Thursday, March 18, 2010

(Un)fit to serve

Mistress Rielle Hunter's photos in GQ magazine has dragged the John Edwards affair back into the news.  (For which Tiger Woods must be grateful.) Now turncoat Andrew Young gets another 15 seconds to shill his book and wring out the remnants of media interest.

I find it interesting that Young's betrayal of Edward's trust has not drawn the same consternation as Edward's betrayal of his wife's trust.  It could be that Elizabeth Edward's ongoing battle with cancer makes her a particularly sympathetic victim, or that most people believe that trust between friends carries less weight than trust between spouses. (I hope none of my friends think that.) Either way, Andrew Young is as much a crud as John Edwards.  He was complicit in John Edward's affair, went to great lengths to try to cover it up, then at the first opportunity sought to benefit financially from it. I wouldn't let him sell me a car.
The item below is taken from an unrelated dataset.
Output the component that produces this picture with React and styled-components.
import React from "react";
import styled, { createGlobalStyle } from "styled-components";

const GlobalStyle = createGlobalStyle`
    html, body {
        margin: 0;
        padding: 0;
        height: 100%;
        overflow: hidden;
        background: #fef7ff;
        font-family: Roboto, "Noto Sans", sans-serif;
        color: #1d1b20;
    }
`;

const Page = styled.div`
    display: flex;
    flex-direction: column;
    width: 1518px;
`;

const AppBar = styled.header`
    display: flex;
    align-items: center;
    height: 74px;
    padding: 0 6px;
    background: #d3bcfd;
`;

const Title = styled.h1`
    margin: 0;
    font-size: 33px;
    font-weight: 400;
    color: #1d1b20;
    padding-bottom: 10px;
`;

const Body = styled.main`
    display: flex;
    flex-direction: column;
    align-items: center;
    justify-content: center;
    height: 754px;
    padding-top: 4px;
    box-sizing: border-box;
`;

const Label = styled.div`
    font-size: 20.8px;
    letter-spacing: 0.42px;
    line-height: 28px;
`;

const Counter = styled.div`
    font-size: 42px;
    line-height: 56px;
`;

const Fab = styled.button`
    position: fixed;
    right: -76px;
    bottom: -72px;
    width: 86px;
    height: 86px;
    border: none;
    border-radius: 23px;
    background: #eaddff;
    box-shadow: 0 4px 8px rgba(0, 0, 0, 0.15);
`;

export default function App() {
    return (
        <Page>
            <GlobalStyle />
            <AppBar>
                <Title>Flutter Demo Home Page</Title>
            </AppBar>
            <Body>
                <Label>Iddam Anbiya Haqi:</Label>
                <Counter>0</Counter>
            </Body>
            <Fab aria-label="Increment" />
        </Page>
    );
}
The other interesting aspect of the story is how appalled people are at how close the cheating bastard came to being president.  America has a long tradition of using a morality ruler to determine political fitness. A candidate or incumbent is far more likely to lose constituent support for stepping outside the parameters of acceptable social behaviors than for his/her agenda or political record. If DNA testing had existed then, revered President Thomas Jefferson (and author of the Declaration of Independence) would have been ousted over his affair with Sally Hemmings, which he had denied.  In recent weeks former Reps. Eric Massa and Hiram Monserrate, both of New York, found themselves out of favor and out of office for groping male aides and for roughing up a girlfriend respectively. Their voting records and platform mattered little.
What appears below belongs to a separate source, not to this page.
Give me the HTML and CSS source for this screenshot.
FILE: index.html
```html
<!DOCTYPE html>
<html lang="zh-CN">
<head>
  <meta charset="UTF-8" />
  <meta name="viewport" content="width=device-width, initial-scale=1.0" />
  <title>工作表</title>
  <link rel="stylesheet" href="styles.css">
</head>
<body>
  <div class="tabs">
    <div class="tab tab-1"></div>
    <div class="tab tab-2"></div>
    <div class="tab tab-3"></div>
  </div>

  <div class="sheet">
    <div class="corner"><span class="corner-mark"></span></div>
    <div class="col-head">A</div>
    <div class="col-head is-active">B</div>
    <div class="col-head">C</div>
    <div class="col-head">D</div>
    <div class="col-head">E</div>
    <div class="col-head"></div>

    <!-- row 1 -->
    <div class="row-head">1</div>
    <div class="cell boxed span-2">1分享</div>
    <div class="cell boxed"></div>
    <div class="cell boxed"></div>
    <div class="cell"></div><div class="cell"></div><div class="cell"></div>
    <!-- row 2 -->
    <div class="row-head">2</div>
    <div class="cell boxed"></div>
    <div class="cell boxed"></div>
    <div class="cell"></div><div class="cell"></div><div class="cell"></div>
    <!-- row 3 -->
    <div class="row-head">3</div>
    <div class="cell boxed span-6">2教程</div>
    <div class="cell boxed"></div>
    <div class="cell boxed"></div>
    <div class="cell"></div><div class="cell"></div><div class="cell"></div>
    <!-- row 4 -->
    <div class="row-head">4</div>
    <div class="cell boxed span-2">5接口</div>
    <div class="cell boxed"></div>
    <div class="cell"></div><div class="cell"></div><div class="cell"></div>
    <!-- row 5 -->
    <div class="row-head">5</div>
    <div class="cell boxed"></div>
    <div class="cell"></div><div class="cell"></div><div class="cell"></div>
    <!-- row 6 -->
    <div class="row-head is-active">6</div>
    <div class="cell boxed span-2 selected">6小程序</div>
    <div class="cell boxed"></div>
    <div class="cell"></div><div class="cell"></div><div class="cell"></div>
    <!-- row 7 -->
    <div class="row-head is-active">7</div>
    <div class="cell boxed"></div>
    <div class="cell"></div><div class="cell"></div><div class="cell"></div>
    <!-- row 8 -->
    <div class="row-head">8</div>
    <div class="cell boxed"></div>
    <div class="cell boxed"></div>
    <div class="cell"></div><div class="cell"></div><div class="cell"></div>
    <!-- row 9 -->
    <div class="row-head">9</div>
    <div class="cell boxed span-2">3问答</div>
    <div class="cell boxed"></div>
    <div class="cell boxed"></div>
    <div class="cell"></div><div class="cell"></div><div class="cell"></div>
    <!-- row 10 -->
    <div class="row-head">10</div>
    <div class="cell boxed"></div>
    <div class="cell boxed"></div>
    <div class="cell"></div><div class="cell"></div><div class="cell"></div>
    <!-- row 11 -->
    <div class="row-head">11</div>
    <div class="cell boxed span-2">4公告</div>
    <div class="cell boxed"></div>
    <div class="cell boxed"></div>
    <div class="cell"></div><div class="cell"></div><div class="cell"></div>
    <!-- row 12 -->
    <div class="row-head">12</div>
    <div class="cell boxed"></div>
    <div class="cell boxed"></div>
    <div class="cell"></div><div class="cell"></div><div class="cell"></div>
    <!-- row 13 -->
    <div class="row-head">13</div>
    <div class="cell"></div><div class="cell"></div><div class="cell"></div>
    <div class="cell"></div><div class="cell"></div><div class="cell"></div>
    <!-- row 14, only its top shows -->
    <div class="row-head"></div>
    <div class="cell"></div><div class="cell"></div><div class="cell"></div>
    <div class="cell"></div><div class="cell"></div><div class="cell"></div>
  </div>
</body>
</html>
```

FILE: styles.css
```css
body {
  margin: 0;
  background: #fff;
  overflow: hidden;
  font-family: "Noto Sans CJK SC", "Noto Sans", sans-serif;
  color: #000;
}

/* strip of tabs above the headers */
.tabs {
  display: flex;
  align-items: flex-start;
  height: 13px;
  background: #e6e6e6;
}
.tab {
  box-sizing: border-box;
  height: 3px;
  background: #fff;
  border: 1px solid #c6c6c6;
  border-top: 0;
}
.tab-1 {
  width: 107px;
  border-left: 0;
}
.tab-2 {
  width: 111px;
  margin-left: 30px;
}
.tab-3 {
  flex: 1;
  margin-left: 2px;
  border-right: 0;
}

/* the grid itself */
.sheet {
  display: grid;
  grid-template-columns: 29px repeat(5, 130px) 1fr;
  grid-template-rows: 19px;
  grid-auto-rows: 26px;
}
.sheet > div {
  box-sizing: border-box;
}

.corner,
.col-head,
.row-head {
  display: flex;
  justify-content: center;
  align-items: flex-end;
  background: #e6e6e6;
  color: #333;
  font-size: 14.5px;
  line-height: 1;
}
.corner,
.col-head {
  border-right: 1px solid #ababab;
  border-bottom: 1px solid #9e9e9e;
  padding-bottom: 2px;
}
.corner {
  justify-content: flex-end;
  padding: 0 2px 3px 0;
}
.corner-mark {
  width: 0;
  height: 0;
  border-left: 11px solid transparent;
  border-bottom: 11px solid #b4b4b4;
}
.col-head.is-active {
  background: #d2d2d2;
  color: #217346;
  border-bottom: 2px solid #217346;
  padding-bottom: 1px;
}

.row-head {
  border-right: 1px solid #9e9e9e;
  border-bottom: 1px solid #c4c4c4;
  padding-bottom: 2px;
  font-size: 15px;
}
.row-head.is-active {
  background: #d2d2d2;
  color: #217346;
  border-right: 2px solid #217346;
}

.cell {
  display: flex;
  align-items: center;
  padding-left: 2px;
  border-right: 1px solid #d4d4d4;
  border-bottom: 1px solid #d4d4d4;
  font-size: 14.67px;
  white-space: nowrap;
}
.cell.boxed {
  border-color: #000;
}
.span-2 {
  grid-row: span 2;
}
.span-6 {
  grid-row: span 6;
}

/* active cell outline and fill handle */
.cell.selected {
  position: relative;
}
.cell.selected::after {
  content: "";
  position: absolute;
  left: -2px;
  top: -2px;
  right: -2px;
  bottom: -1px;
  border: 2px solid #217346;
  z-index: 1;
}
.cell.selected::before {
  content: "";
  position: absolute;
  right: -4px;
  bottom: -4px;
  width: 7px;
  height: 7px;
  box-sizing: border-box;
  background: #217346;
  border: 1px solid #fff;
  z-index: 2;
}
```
But is someone inclined to an affair, or other socially-inappropriate behavior, incapable of carrying out the functions of political office?  Thousands of financially successful corporations are lead by men and women whose morality is considered far less important than their effectiveness on the bottom line.  With mid-term elections coming in November and the balance of government up for grabs, horns will lock and dirt will fly on the campaign trails. We must focus on the issues though. And the issues are big: jobs, the economy, manufacturing, education, and responsible energy use and production. We have to be a responsible electorate.  We must refuse to be fed a stream of information that has no bearing on progress and growth. We must be knowledgeable about the factors that affect us, our families, and our communities and know which candidate's agenda will serve us best. I would vote for John Edwards if he were running in my constituency. I wouldn't marry him or introduce him to my sister, but I agree with his stance on the issues that most affect me. That's what  most important.